La mise en scène de Lilo Baur, décantée mais non austère, constitue en cela un excellent partenaire, opérant une remarquable synthèse entre le merveilleux et la pensée. A cette aune, le travail de Julian Crouch sur les décors et les costumes s’avère complété avec pertinence par les lumières de Fabrice Kebour comme la vidéographie imaginée par Arthur Touchais et Grégory Casares. La constellation d’étoiles sur laquelle se détachent des globes de terres plus ou moins gros selon les astres sur lesquels se posent les séquences, ou encore la nébulosité azur qui accompagne les premières phrases du narrateur, en donnent une belle illustration. Au chapitre de l’inventivité humoristique, on retiendra l’Ivrogne revêtu de bouteilles, avatar qui confirme la richesse de la palette expressive du spectacle, au diapason de l’ouvrage qu’il réussit à transformer sans le réduire significativement.

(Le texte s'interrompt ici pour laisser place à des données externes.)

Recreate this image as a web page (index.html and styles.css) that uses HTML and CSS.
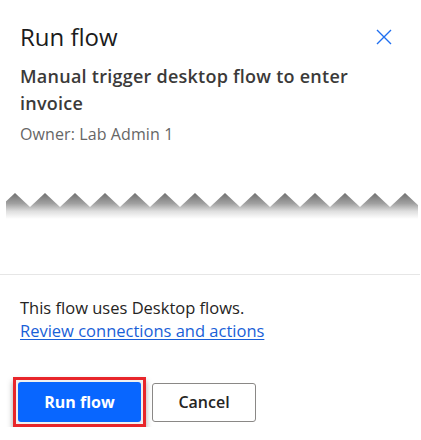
FILE: index.html
```html
<!DOCTYPE html>
<html>
<head>
<meta charset="utf-8">
<link rel="stylesheet" href="styles.css">
</head>
<body>
<div class="panel">
  <div class="header">
    <h1 class="title">Run flow</h1>
    <button class="close" aria-label="Close">
      <svg width="16" height="16" viewBox="0 0 16 16"><path d="M1 1 L15 15 M15 1 L1 15" stroke="#1f6ff0" stroke-width="1.4" fill="none"/></svg>
    </button>
  </div>
  <h2 class="subtitle">Manual trigger desktop flow to enter invoice</h2>
  <div class="owner">Owner: Lab Admin 1</div>
  <svg class="zigzag" width="421" height="26" viewBox="0 0 421 26">
    <defs>
      <linearGradient id="g" x1="0" y1="0" x2="0" y2="1">
        <stop offset="0" stop-color="#707070"/>
        <stop offset="0.4" stop-color="#a0a0a0"/>
        <stop offset="0.7" stop-color="#dedede"/>
        <stop offset="1" stop-color="#ffffff"/>
      </linearGradient>
      <pattern id="p" x="0" y="0" width="30" height="26" patternUnits="userSpaceOnUse">
        <polygon points="0,14 15,0 30,14 30,26 0,26" fill="url(#g)"/>
      </pattern>
    </defs>
    <rect x="6" y="0" width="412" height="26" fill="url(#p)"/>
  </svg>
  <div class="divider"></div>
  <p class="note">This flow uses Desktop flows.<br><a href="#" class="link">Review connections and actions</a></p>
  <div class="actions">
    <span class="highlight"><button class="btn primary">Run flow</button></span>
    <button class="btn secondary">Cancel</button>
  </div>
</div>
</body>
</html>
```

FILE: styles.css
```css
html, body {
  margin: 0;
  padding: 0;
  background: #ffffff;
}
body {
  font-family: "Open Sans", "Noto Sans", sans-serif;
  color: #201f1e;
}
.panel {
  padding-top: 21px;
}
.header {
  display: flex;
  align-items: center;
  justify-content: space-between;
  padding: 0 29px 0 20px;
}
.title {
  margin: 0;
  font-size: 24px;
  line-height: 32px;
  font-weight: 400;
  color: #1b1b1b;
}
.close {
  border: 0;
  background: none;
  padding: 0;
  width: 16px;
  height: 16px;
  display: flex;
}
.subtitle {
  margin: 10px 40px 0 20px;
  font-size: 18px;
  line-height: 27px;
  font-weight: 600;
  letter-spacing: 0.25px;
  color: #3b3a39;
}
.owner {
  margin: 7px 0 0 20px;
  font-size: 16px;
  line-height: 20px;
  letter-spacing: 0.1px;
  color: #666666;
}
.zigzag {
  display: block;
  margin-top: 49px;
}
.divider {
  margin-top: 55px;
  height: 1px;
  background: #e6e6e6;
  margin-right: 1px;
}
.note {
  margin: 21px 0 0 20px;
  font-size: 16.5px;
  line-height: 23px;
  color: #252423;
}
.link {
  color: #1a5fd8;
  text-decoration: underline;
  text-underline-offset: 2px;
}
.actions {
  display: flex;
  align-items: center;
  gap: 6px;
  margin: 35px 0 0 13px;
}
.highlight {
  display: inline-flex;
  border: 3px solid #e8262b;
  padding: 2px;
  background: #f0f0f0;
  box-shadow: 0 4px 6px rgba(0, 0, 0, 0.35);
}
.btn {
  font-family: "Open Sans", "Noto Sans", sans-serif;
  font-size: 16px;
  font-weight: 600;
  height: 40px;
  border-radius: 3px;
  padding: 0;
  cursor: pointer;
}
.primary {
  width: 123px;
  background: #0866ff;
  color: #ffffff;
  border: 0;
  font-weight: 700;
}
.secondary {
  width: 104px;
  height: 39px;
  background: #ffffff;
  color: #252423;
  border: 1px solid #8a8886;
}
```
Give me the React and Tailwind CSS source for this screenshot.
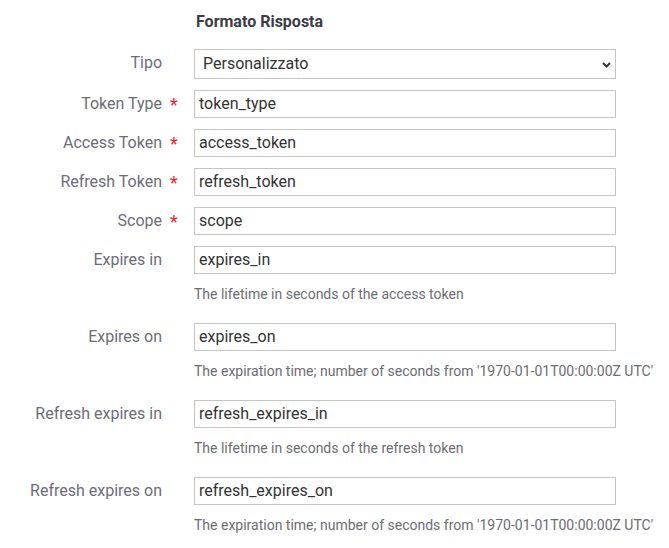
import React from "react";

const rows = [
  { label: "Token Type", value: "token_type", req: true },
  { label: "Access Token", value: "access_token", req: true },
  { label: "Refresh Token", value: "refresh_token", req: true },
  { label: "Scope", value: "scope", req: true },
  { label: "Expires in", value: "expires_in", help: "The lifetime in seconds of the access token" },
  { label: "Expires on", value: "expires_on", help: "The expiration time; number of seconds from '1970-01-01T00:00:00Z UTC'" },
  { label: "Refresh expires in", value: "refresh_expires_in", help: "The lifetime in seconds of the refresh token" },
  { label: "Refresh expires on", value: "refresh_expires_on", help: "The expiration time; number of seconds from '1970-01-01T00:00:00Z UTC'" },
];

function Row({ label, req, children }) {
  return (
    <div className="flex items-start mb-[11px]">
      <div className="w-[162px] h-[28px] shrink-0 text-right text-[16px] leading-[28px] text-[#6c6c78]">{label}</div>
      <div className="w-[32px] h-[28px] shrink-0 pl-[8px] text-[18px] leading-[30px] text-[#ee2233] overflow-visible">{req ? "*" : ""}</div>
      <div className="flex flex-col">{children}</div>
    </div>
  );
}

export default function App() {
  return (
    <div className="bg-white w-[669px] h-[548px] overflow-hidden pt-[12px]" style={{ fontFamily: "Roboto, 'Liberation Sans', sans-serif" }}>
      <div className="pl-[196px] text-[16px] leading-[20px] font-bold text-[#3c3c46] mb-[17px]">Formato Risposta</div>
      <div className="flex items-start mb-[11px]">
        <div className="w-[162px] shrink-0 text-right text-[16px] leading-[28px] text-[#6c6c78]">Tipo</div>
        <div className="w-[32px] shrink-0" />
        <div className="relative w-[422px] h-[30px] border border-[#c4c4c4] bg-white flex items-center pl-[8px] text-[16px] text-[#333]">
          Personalizzato
          <svg className="absolute right-[4px] top-[12px]" width="9" height="6" viewBox="0 0 9 6">
            <path d="M1 1 L4.5 4.5 L8 1" fill="none" stroke="#333" strokeWidth="2" />
          </svg>
        </div>
      </div>
      {rows.map((r) => (
        <Row key={r.label} label={r.label} req={r.req}>
          <div className="w-[422px] h-[28px] border border-[#c4c4c4] bg-white flex items-center pl-[4px] text-[16px] text-[#333]">
            {r.value}
          </div>
          {r.help && (
            <div className="mt-[11px] mb-[9px] text-[14px] leading-[18px] text-[#6c6c72] whitespace-nowrap">{r.help}</div>
          )}
        </Row>
      ))}
    </div>
  );
}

Outre la performance bien calibrée du Narrateur confié à Patrick Lapp – la prolongation microphonique évite toute réverbération excessive qui altérerait l’équilibre sonore de la production – on saluera d’abord celle de Jeanne Crousaud dans le rôle-titre, dont le babil clair traduit idéalement l’innocence juvénile nourrie d’une curiosité et d’une intelligence suprêmes. La soprano française sert admirablement une ligne souvent tendue comme l’inquiétude face à l’inconnu, sans que jamais l’acidité ne prenne l’ascendant. Les interventions successives des êtres que le héros rencontre ne manquent pas d’attrait. Vincent Lièvre-Picard incarne un Aviateur touchant de prosaïsme, quand Catherine Trottmann affirme la coquetterie de la Rose, et Céline Soudain celle de la Rose multiple. Rodrigo Ferreira fait résonner un bel ambitus de registres en Renard et Serpent. Alexandre Diakoff convainc en Roi, Ivrogne, Allumeur de réverbères et Aiguilleur, et Benoît Capt ne dépare point non plus – Vaniteux, Financier et Géographe. A la tête de l’Orchestre de Picardie, Arie van Beek participe à la réussite d’une création pour les petits comme pour les grands. Les plus grands contes s’adressent autant aux adultes, et Michaël Levinas a su prendre la mesure de l’enjeu.